Synthetic Data for AI/ML Development

AI/ML Development Challenges

AI and machine learning thrive on data. Yet accessing high-quality training data remains one of the biggest obstacles in model development. In many cases, only 15 to 20 percent of customers consent to having their data used for analytics. The vast majority of valuable data and the insights it holds remain inaccessible due to strict privacy regulations.

Even when some data is available, quality issues are common. Incomplete, inconsistent, or outdated datasets make it difficult to build effective models. Missing or biased data reduces the accuracy of machine learning algorithms, limits their usefulness, and slows down development efforts.

Synthetic for AI/ML development

Synthetic data unlocks new possibilities for training machine learning models across a variety of data-constrained scenarios. It can be applied in distinct ways depending on whether data access, data quality, or data volume is the main challenge.

1. Enabling training when real data is inaccessible

When privacy regulations, consent limitations, or legal constraints prevent access to real data, synthetic data offers a fully compliant alternative. It preserves the structure and statistical properties of the original dataset without exposing any sensitive or identifiable information. This makes it possible to train machine learning models securely, even in highly regulated environments.

2. Enhancing training through data transformation

The synthetic data generation process allows for targeted modifications that are difficult or impossible with real data. For example, rare events or underrepresented classes can be intentionally upsampled to ensure they are adequately captured during training. This improves model performance, especially for edge cases and low-frequency scenarios.

3. Augmenting limited datasets to increase training volume

When the available real-world data is accessible but insufficient, synthetic data can be used to expand the training dataset. By combining real and synthetic samples, teams can create larger, more diverse data pools that support better generalization and reduce overfitting.

These three applications make synthetic data an essential asset in modern AI and ML development, helping teams build more robust models faster and more safely.

Fairness and Explainability: Breaking the Bias Cycle in AI

Bias in AI is not just a technical flaw but a business and societal risk. According to Gartner, 85 percent of algorithms today are impacted by bias, leading to unfair outcomes in areas such as hiring, lending, insurance, and healthcare. These failures are not only reputationally damaging but also financially costly. With global regulations like the EU AI Act now enforcing fairness and transparency, companies face increasing pressure to demonstrate compliance and explainability in their AI systems. Yet most organizations are unprepared to meet these standards.

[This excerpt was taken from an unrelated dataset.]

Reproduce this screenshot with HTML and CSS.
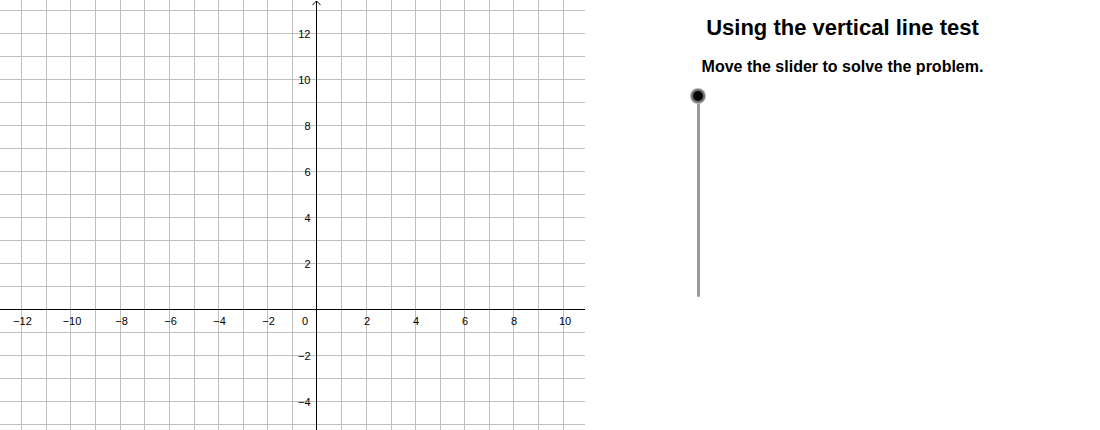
FILE: index.html
```html
<!DOCTYPE html>
<html>
<head>
<meta charset="utf-8">
<link rel="stylesheet" href="styles.css">
</head>
<body>
<div class="app">
  <svg class="graph" width="585" height="430" viewBox="0 0 585 430" xmlns="http://www.w3.org/2000/svg">
    <g class="grid" shape-rendering="crispEdges">
      <line x1="21.5" y1="0" x2="21.5" y2="430"/>
      <line x1="46.5" y1="0" x2="46.5" y2="430"/>
      <line x1="70.5" y1="0" x2="70.5" y2="430"/>
      <line x1="95.5" y1="0" x2="95.5" y2="430"/>
      <line x1="120.5" y1="0" x2="120.5" y2="430"/>
      <line x1="144.5" y1="0" x2="144.5" y2="430"/>
      <line x1="169.5" y1="0" x2="169.5" y2="430"/>
      <line x1="194.5" y1="0" x2="194.5" y2="430"/>
      <line x1="218.5" y1="0" x2="218.5" y2="430"/>
      <line x1="243.5" y1="0" x2="243.5" y2="430"/>
      <line x1="267.5" y1="0" x2="267.5" y2="430"/>
      <line x1="292.5" y1="0" x2="292.5" y2="430"/>
      <line x1="341.5" y1="0" x2="341.5" y2="430"/>
      <line x1="366.5" y1="0" x2="366.5" y2="430"/>
      <line x1="391.5" y1="0" x2="391.5" y2="430"/>
      <line x1="415.5" y1="0" x2="415.5" y2="430"/>
      <line x1="440.5" y1="0" x2="440.5" y2="430"/>
      <line x1="464.5" y1="0" x2="464.5" y2="430"/>
      <line x1="489.5" y1="0" x2="489.5" y2="430"/>
      <line x1="513.5" y1="0" x2="513.5" y2="430"/>
      <line x1="538.5" y1="0" x2="538.5" y2="430"/>
      <line x1="563.5" y1="0" x2="563.5" y2="430"/>

      <line x1="0" y1="10.5" x2="585" y2="10.5"/>
      <line x1="0" y1="33.5" x2="585" y2="33.5"/>
      <line x1="0" y1="56.5" x2="585" y2="56.5"/>
      <line x1="0" y1="79.5" x2="585" y2="79.5"/>
      <line x1="0" y1="102.5" x2="585" y2="102.5"/>
      <line x1="0" y1="125.5" x2="585" y2="125.5"/>
      <line x1="0" y1="148.5" x2="585" y2="148.5"/>
      <line x1="0" y1="171.5" x2="585" y2="171.5"/>
      <line x1="0" y1="194.5" x2="585" y2="194.5"/>
      <line x1="0" y1="217.5" x2="585" y2="217.5"/>
      <line x1="0" y1="240.5" x2="585" y2="240.5"/>
      <line x1="0" y1="263.5" x2="585" y2="263.5"/>
      <line x1="0" y1="286.5" x2="585" y2="286.5"/>
      <line x1="0" y1="332.5" x2="585" y2="332.5"/>
      <line x1="0" y1="355.5" x2="585" y2="355.5"/>
      <line x1="0" y1="378.5" x2="585" y2="378.5"/>
      <line x1="0" y1="401.5" x2="585" y2="401.5"/>
      <line x1="0" y1="424.5" x2="585" y2="424.5"/>
    </g>
    <g class="axes" shape-rendering="crispEdges">
      <line x1="0" y1="309.5" x2="585" y2="309.5"/>
      <line x1="316.5" y1="0.5" x2="316.5" y2="430"/>
    </g>
    <polyline class="arrow" points="312.5,5 316.5,1 320.5,5"/>
    <g class="labels xlabels">
      <text x="22.5" y="325">−12</text>
      <text x="72" y="325">−10</text>
      <text x="121.5" y="325">−8</text>
      <text x="170.5" y="325">−6</text>
      <text x="219.5" y="325">−4</text>
      <text x="268.5" y="325">−2</text>
      <text x="305" y="325">0</text>
      <text x="367" y="325">2</text>
      <text x="416" y="325">4</text>
      <text x="465" y="325">6</text>
      <text x="514" y="325">8</text>
      <text x="565" y="325">10</text>
    </g>
    <g class="labels ylabels">
      <text x="310.5" y="37.5">12</text>
      <text x="310.5" y="83.5">10</text>
      <text x="310.5" y="129.5">8</text>
      <text x="310.5" y="175.5">6</text>
      <text x="310.5" y="221.5">4</text>
      <text x="310.5" y="267.5">2</text>
      <text x="310.5" y="359.5">−2</text>
      <text x="310.5" y="405.5">−4</text>
    </g>
  </svg>
  <div class="panel">
    <h1 class="title">Using the vertical line test</h1>
    <p class="subtitle">Move the slider to solve the problem.</p>
    <div class="slider">
      <div class="knob"></div>
    </div>
  </div>
</div>
</body>
</html>
```

FILE: styles.css
```css
html, body {
  margin: 0;
  padding: 0;
  background: #ffffff;
}

.app {
  display: flex;
  width: 1100px;
  height: 430px;
  overflow: hidden;
  font-family: "Liberation Sans", Arial, sans-serif;
}

.graph {
  display: block;
  flex: none;
}

.grid line {
  stroke: #c0c0c0;
  stroke-width: 1;
}

.axes line {
  stroke: #000000;
  stroke-width: 1;
}

.arrow {
  fill: none;
  stroke: #000000;
  stroke-width: 1;
}

.labels text {
  font-family: "Liberation Sans", Arial, sans-serif;
  font-size: 11px;
  fill: #000000;
}

.xlabels text {
  text-anchor: middle;
}

.ylabels text {
  text-anchor: end;
}

.panel {
  flex: 1;
  text-align: center;
  color: #000000;
}

.title {
  margin: 0;
  padding-top: 15px;
  font-size: 22px;
  line-height: 26px;
  font-weight: bold;
}

.subtitle {
  margin: 16px 0 0;
  font-size: 16px;
  line-height: 19px;
  font-weight: bold;
}

.slider {
  position: relative;
  margin-top: 20px;
  margin-left: 111.5px;
  width: 3px;
  height: 201px;
  background: #9a9a9a;
  border-radius: 1.5px;
}

.knob {
  position: absolute;
  top: -7.5px;
  left: -5.5px;
  width: 10px;
  height: 10px;
  border-radius: 50%;
  background: #000000;
  border: 2px solid #707070;
  box-shadow: 0 0 0 1px #b8b8b8;
}
```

Despite growing awareness, the industry remains far behind. Many AI models in production have never been audited for fairness. Common shortcuts, such as removing sensitive attributes from datasets, fail to address underlying bias and often introduce proxy discrimination. This results in opaque decision-making processes that are hard to explain and even harder to trust. Without proactive steps to ensure fairness and interpretability, organizations risk deploying flawed models that alienate users, make poor predictions, and face regulatory scrutiny. Bridging this gap requires a fundamental shift toward responsible AI practices that prioritize transparency and equity from the start.

How Synthetic Data Supports Fairness and Explainability in AI

High-quality synthetic data can play a transformative role in reducing bias and increasing transparency in AI systems. By addressing imbalances in training datasets, synthetic data helps create fairer models that produce more equitable outcomes across different population groups.

MOSTLY AI’s Data Intelligence Platform has demonstrated this impact in real-world scenarios. In one case, synthetic data reduced racial bias in a crime prediction dataset from 24 percent to just 1 percent. In another, it narrowed the income gap between high-earning men and women in the U.S. Census data from 20 percent to just 2 percent. These results show how synthetic data can be used not only to simulate reality but also to actively correct structural bias in datasets. For more examples, explore our Fairness Series.

Synthetic data also enhances explainability by enabling secure access to representative training data during audits. Regulators and reviewers often require insight into the data behind AI models, but sharing original, sensitive datasets is often not permitted due to privacy constraints. Synthetic data offers a compliant alternative. It mirrors the statistical properties of real data while protecting individual privacy, allowing auditors and evaluation teams to investigate model behavior, performance, and potential biases without risk. This makes synthetic data a powerful enabler of transparent and accountable AI.